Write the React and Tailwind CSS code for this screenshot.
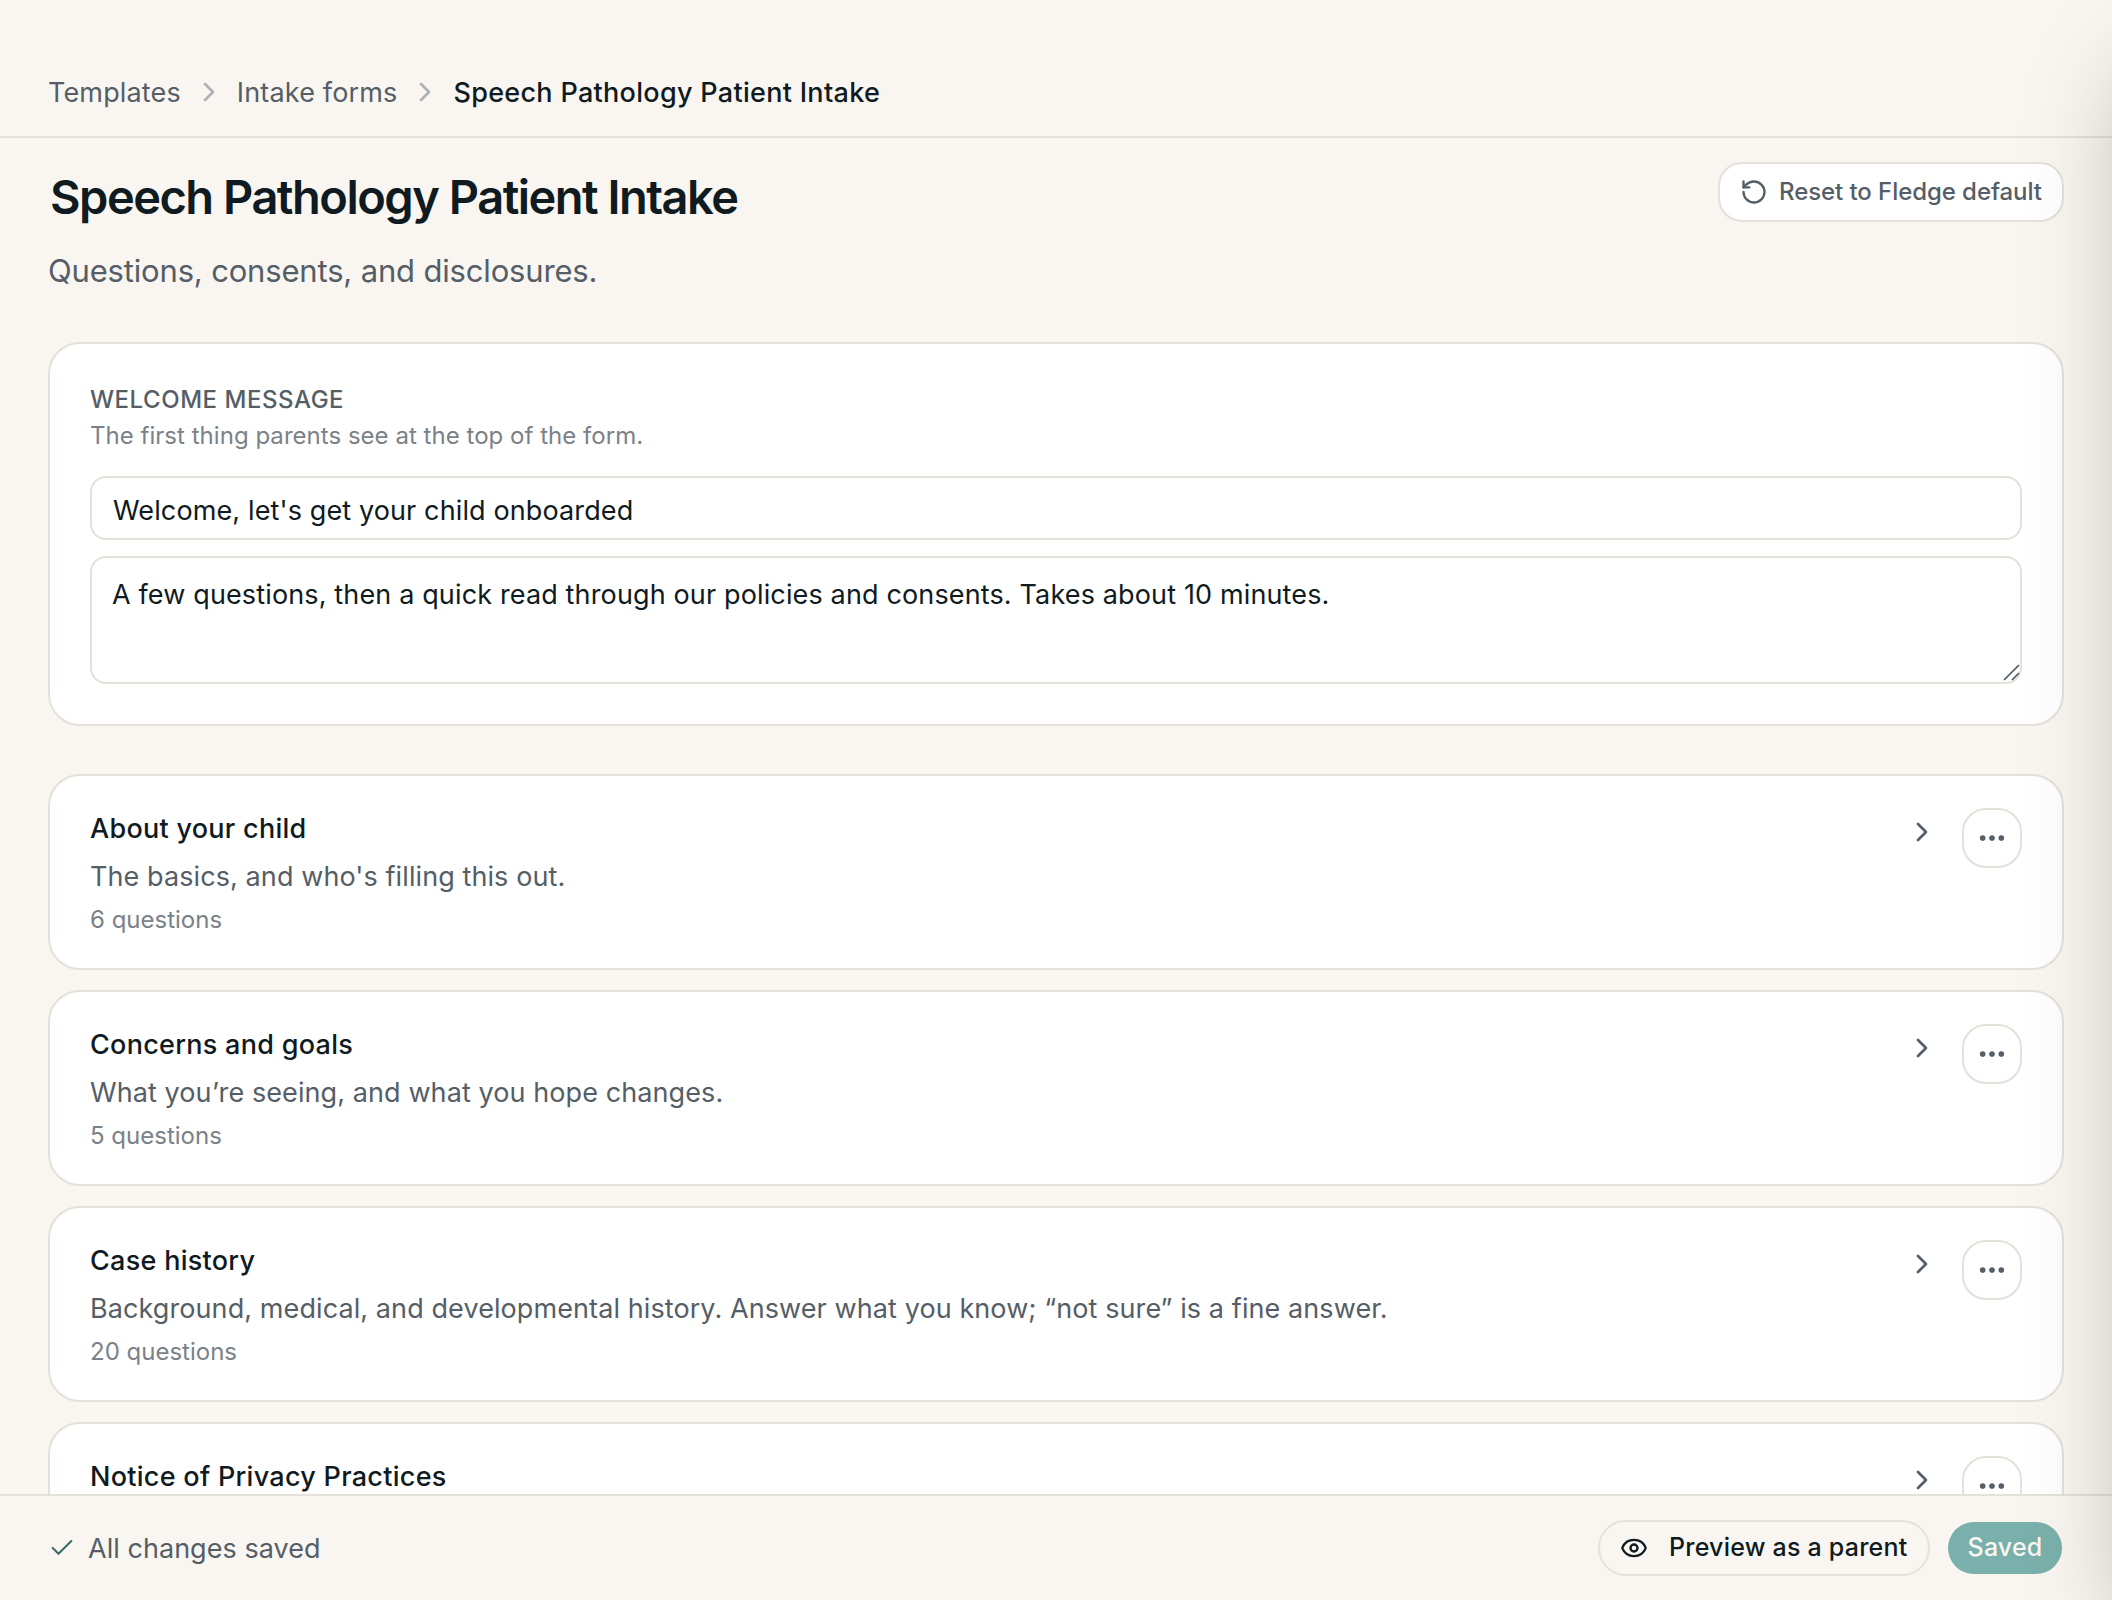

...

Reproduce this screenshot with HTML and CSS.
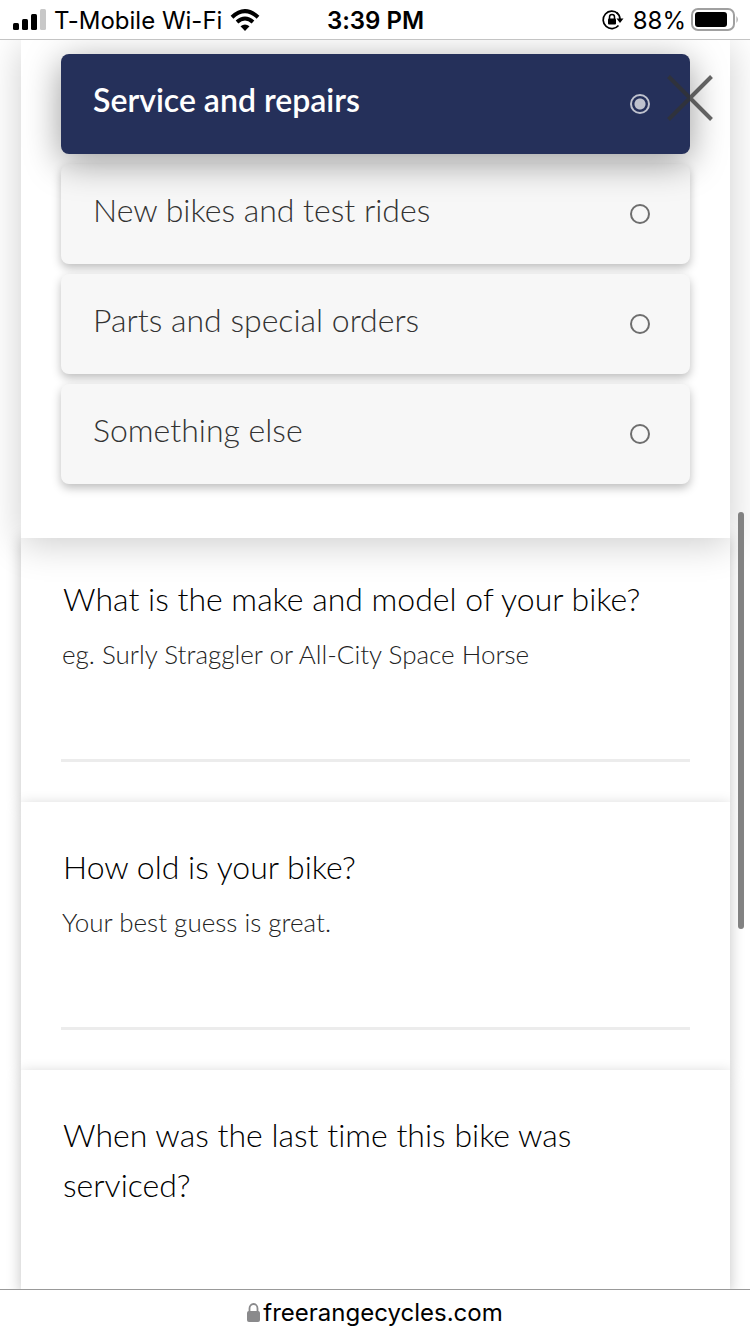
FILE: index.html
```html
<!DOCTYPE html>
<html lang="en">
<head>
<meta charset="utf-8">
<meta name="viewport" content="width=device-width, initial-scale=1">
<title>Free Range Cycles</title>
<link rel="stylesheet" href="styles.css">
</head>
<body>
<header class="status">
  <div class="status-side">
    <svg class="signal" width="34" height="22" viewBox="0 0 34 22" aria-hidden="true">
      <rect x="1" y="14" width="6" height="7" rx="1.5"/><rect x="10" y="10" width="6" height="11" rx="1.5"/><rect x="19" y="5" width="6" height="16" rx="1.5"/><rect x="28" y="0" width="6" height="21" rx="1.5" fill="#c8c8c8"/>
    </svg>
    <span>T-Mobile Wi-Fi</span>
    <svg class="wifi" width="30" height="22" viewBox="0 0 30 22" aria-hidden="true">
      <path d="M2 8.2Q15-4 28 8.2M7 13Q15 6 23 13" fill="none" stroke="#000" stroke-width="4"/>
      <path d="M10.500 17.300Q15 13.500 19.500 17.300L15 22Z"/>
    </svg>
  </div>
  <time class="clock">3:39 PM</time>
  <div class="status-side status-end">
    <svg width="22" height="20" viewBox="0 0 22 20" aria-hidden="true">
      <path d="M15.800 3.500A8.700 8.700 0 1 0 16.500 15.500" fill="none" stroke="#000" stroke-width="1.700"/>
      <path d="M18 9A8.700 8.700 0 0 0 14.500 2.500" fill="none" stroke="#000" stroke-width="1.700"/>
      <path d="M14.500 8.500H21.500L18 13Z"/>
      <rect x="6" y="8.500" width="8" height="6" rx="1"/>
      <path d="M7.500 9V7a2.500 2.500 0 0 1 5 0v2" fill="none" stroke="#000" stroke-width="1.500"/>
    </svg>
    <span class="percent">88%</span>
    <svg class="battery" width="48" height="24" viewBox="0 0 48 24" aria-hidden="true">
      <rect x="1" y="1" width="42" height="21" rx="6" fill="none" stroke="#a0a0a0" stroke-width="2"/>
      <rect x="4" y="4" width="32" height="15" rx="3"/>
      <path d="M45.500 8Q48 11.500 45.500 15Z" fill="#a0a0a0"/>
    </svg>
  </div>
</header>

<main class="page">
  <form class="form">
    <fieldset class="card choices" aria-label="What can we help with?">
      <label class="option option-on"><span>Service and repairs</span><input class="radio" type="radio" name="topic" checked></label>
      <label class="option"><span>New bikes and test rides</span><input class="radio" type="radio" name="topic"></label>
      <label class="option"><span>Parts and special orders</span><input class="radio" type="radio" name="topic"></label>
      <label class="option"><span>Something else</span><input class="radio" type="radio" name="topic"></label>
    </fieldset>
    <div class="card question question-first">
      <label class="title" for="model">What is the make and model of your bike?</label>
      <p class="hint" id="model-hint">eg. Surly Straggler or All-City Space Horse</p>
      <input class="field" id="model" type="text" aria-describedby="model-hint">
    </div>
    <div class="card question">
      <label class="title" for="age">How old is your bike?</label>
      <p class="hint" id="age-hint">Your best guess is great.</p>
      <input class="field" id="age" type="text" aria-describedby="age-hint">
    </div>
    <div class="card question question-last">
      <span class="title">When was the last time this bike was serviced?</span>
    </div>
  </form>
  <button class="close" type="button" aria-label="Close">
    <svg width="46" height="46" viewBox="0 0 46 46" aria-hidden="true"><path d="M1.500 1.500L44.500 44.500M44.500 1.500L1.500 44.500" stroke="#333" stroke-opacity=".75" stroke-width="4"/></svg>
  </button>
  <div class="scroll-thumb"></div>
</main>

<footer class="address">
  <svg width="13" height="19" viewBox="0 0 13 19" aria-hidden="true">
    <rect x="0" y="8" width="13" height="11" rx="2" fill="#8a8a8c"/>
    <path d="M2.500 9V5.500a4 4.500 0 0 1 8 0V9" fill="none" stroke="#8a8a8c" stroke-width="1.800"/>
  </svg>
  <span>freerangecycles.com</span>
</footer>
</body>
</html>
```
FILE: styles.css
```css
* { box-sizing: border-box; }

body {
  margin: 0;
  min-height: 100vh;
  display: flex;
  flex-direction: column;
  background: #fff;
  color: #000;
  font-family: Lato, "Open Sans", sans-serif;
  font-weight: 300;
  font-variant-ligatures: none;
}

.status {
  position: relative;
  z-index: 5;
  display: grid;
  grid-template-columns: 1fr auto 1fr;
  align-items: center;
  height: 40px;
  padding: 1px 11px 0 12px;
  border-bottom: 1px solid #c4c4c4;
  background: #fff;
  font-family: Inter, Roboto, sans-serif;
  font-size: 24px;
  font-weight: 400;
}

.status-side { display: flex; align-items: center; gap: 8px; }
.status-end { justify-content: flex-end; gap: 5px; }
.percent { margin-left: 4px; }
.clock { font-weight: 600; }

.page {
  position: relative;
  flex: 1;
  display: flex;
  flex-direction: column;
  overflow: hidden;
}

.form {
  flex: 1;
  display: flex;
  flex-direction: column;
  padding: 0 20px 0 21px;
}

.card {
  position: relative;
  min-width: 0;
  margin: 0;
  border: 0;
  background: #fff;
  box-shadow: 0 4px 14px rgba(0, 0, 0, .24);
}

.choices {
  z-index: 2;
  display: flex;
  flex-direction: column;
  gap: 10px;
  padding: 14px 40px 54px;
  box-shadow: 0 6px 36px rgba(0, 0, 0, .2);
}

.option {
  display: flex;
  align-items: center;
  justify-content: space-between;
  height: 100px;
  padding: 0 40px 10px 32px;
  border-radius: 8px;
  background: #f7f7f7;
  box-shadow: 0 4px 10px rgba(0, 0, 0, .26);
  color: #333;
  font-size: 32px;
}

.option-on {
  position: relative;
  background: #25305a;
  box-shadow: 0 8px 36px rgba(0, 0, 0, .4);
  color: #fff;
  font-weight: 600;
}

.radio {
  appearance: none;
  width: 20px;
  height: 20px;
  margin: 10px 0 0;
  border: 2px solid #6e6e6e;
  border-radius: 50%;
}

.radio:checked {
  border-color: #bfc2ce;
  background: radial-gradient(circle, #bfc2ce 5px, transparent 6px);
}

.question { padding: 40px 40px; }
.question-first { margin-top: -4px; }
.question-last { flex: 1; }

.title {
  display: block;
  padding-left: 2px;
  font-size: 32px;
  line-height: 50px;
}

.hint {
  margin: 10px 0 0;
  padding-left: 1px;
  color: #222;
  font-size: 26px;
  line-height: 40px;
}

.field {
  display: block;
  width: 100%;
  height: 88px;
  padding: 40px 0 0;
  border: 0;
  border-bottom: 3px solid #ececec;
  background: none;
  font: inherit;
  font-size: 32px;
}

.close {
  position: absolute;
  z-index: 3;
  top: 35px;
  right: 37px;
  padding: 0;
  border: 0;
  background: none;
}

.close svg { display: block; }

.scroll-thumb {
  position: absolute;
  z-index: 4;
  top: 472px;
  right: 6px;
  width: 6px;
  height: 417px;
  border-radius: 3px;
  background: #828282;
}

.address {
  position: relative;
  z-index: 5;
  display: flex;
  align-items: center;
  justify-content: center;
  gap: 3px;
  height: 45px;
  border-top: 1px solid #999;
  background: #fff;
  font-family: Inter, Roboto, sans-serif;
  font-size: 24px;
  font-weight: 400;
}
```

**What needs to be done**:
Show each line of the listing that holds the string "screenshot".

**Exercise result**:
Write the React and Tailwind CSS code for this screenshot.
Reproduce this screenshot with HTML and CSS.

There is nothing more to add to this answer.